The purgative quality of the music suits the gravity of the lyrics. Rising is not a collection of greeting-card pleas for world peace but a song cycle for the dying and the ones left behind — something that Ono personally knows something about. The plain-spoken shiver with which she renders the episodes of rape, murder and child abuse in the bone-dry reggae stroll “Wouldnit” suggests the dark intimacy of a frightened young girl’s secret diary. In “Kurushi” — Japanese for “tormented” or “suffocating” — she loses herself vocally in the huge spaces left by Lennon’s austere piano figure and in the word itself, drawing out the syllables with emphatic desperation.

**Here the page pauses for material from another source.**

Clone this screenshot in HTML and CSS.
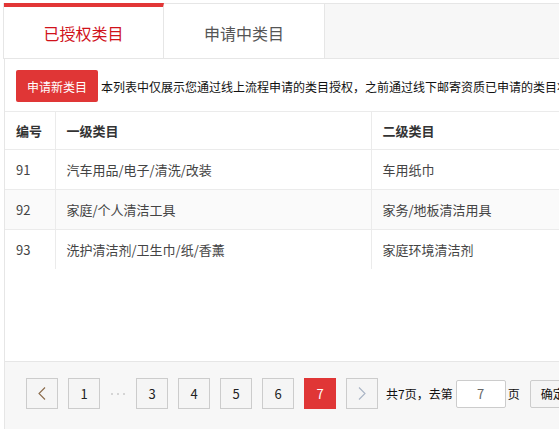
FILE: index.html
```html
<!DOCTYPE html>
<html lang="zh-CN">
<head>
<meta charset="utf-8">
<title>类目管理</title>
<link rel="stylesheet" href="styles.css">
</head>
<body>
<div class="page">
  <div class="tabs">
    <div class="tab tab-active">已授权类目</div>
    <div class="tab">申请中类目</div>
  </div>
  <div class="panel">
    <div class="toolbar">
      <button class="btn-apply">申请新类目</button>
      <span class="desc">本列表中仅展示您通过线上流程申请的类目授权，之前通过线下邮寄资质已申请的类目将不在此处展示，如需查看请联系客服</span>
    </div>
    <table class="grid">
      <colgroup>
        <col class="c-id"><col class="c-first"><col class="c-second">
      </colgroup>
      <thead>
        <tr><th>编号</th><th>一级类目</th><th>二级类目</th></tr>
      </thead>
      <tbody>
        <tr><td>91</td><td>汽车用品/电子/清洗/改装</td><td>车用纸巾</td></tr>
        <tr class="alt"><td>92</td><td>家庭/个人清洁工具</td><td>家务/地板清洁用具</td></tr>
        <tr><td>93</td><td>洗护清洁剂/卫生巾/纸/香薰</td><td>家庭环境清洁剂</td></tr>
      </tbody>
    </table>
    <div class="spacer"></div>
    <div class="footer">
      <div class="pager">
        <span class="pg pg-prev"><svg width="8" height="13" viewBox="0 0 8 13"><polyline points="7,0.5 1,6.5 7,12.5" fill="none" stroke="#8a6a4a" stroke-width="1.1"/></svg></span>
        <span class="pg">1</span>
        <span class="dots"><svg width="16" height="4" viewBox="0 0 16 4"><circle cx="2" cy="2" r="0.8" fill="#aaa"/><circle cx="8" cy="2" r="0.8" fill="#aaa"/><circle cx="14" cy="2" r="0.8" fill="#aaa"/></svg></span>
        <span class="pg">3</span>
        <span class="pg">4</span>
        <span class="pg">5</span>
        <span class="pg">6</span>
        <span class="pg pg-cur">7</span>
        <span class="pg pg-next"><svg width="8" height="13" viewBox="0 0 8 13"><polyline points="1,0.5 7,6.5 1,12.5" fill="none" stroke="#a9b4c4" stroke-width="1.1"/></svg></span>
        <span class="total">共7页，去第</span>
        <input class="goto" type="text" value="7">
        <span class="unit">页</span>
        <button class="btn-ok">确定</button>
      </div>
    </div>
  </div>
</div>
</body>
</html>
```
FILE: styles.css
```css
html, body {
  margin: 0;
  padding: 0;
  background: #fff;
  overflow: hidden;
}
body {
  font-family: "Noto Sans CJK SC", "Noto Sans", sans-serif;
  color: #333;
  width: 559px;
  height: 429px;
}
.page {
  margin: 3px 0 0 3px;
  width: 900px;
}
.tabs {
  display: flex;
  height: 54px;
  background: #f7f7f7;
  border-top: 1px solid #e6e6e6;
  border-left: 1px solid #e6e6e6;
  border-bottom: 1px solid #e6e6e6;
}
.tab {
  width: 161px;
  background: #fff;
  border-right: 1px solid #e6e6e6;
  display: flex;
  align-items: center;
  justify-content: center;
  font-size: 16px;
  color: #555;
  box-sizing: border-box;
  padding-top: 4px;
}
.tab-active {
  width: 160px;
  color: #d0121b;
  border-top: 4px solid #e23636;
  margin-top: -1px;
  padding-top: 0;
}
.panel {
  margin-left: 1px;
  border-left: 1px solid #e6e6e6;
  height: 400px;
  display: flex;
  flex-direction: column;
}
.toolbar {
  display: flex;
  align-items: center;
  height: 52px;
  padding-left: 11px;
  white-space: nowrap;
  box-sizing: border-box;
  padding-top: 2px;
}
.btn-apply {
  width: 82px;
  height: 32px;
  border: none;
  border-radius: 2px;
  background: #e03636;
  color: #fff;
  font-family: inherit;
  font-size: 12px;
  padding: 0;
  margin-right: 3px;
}
.desc {
  font-size: 12px;
  color: #111;
}
.grid {
  border-collapse: collapse;
  table-layout: fixed;
  width: 850px;
  font-size: 13px;
}
.c-id { width: 50px; }
.c-first { width: 316px; }
.c-second { width: 484px; }
.grid th, .grid td {
  text-align: left;
  padding: 0 0 0 11px;
  border-top: 1px solid #ebebeb;
  border-left: 1px solid #ebebeb;
}
.grid th:first-child, .grid td:first-child {
  border-left: none;
}
.grid th {
  height: 37px;
  font-weight: bold;
  color: #333;
}
.grid td {
  height: 39px;
  color: #444;
}
.grid tr.alt td {
  background: #fafafa;
}
.spacer {
  height: 92px;
}
.footer {
  flex: 1;
  background: #f7f7f7;
  border-top: 1px solid #e6e6e6;
  padding-top: 16px;
  padding-left: 21px;
}
.pager {
  display: flex;
  align-items: center;
  white-space: nowrap;
}
.pg {
  width: 32px;
  height: 31px;
  box-sizing: border-box;
  border: 1px solid #cccccc;
  background: #f5f5f5;
  display: flex;
  align-items: center;
  justify-content: center;
  font-size: 13px;
  color: #222;
  margin-right: 10px;
}
.pg-cur {
  background: #e03636;
  border-color: #e03636;
  color: #fff;
}
.dots {
  width: 16px;
  height: 4px;
  margin-right: 10px;
  display: flex;
}
.total {
  font-size: 12px;
  color: #111;
  margin-left: -2px;
  margin-right: 3px;
}
.goto {
  width: 50px;
  height: 28px;
  box-sizing: border-box;
  border: 1px solid #ccc;
  border-radius: 2px;
  background: #fff;
  text-align: center;
  font-family: inherit;
  font-size: 13px;
  color: #666;
  padding: 0;
}
.unit {
  font-size: 12px;
  color: #111;
  margin-left: 2px;
  margin-right: 10px;
}
.btn-ok {
  height: 28px;
  padding: 0 10px;
  border: 1px solid #ccc;
  border-radius: 2px;
  background: #f5f5f5;
  font-family: inherit;
  font-size: 12px;
  color: #111;
}
```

There are ballads and beatitudes as well (“Goodbye, My Love”; “Revelations,” a softer, sweeter variation on John Lennon’s martial hymn “God”). But Rising is mostly about passage through pain, and nothing broadcasts that more vividly than the lengthy title track. Singing tentatively at first, Ono works up to her breaking point, ripping at the lyrics (“Have courage, have rage, we’re rising”) like they were raw meat over Sean Lennon’s two-chord strum and the naked syncopation of bongos. Like the Stooges’ classic mantra “We Will Fall,” “Rising” draws on the base element of howling rock & roll expression — 14 minutes of crawling through shit to get to sunlight. That’s not avant-garde. It’s just music as real life.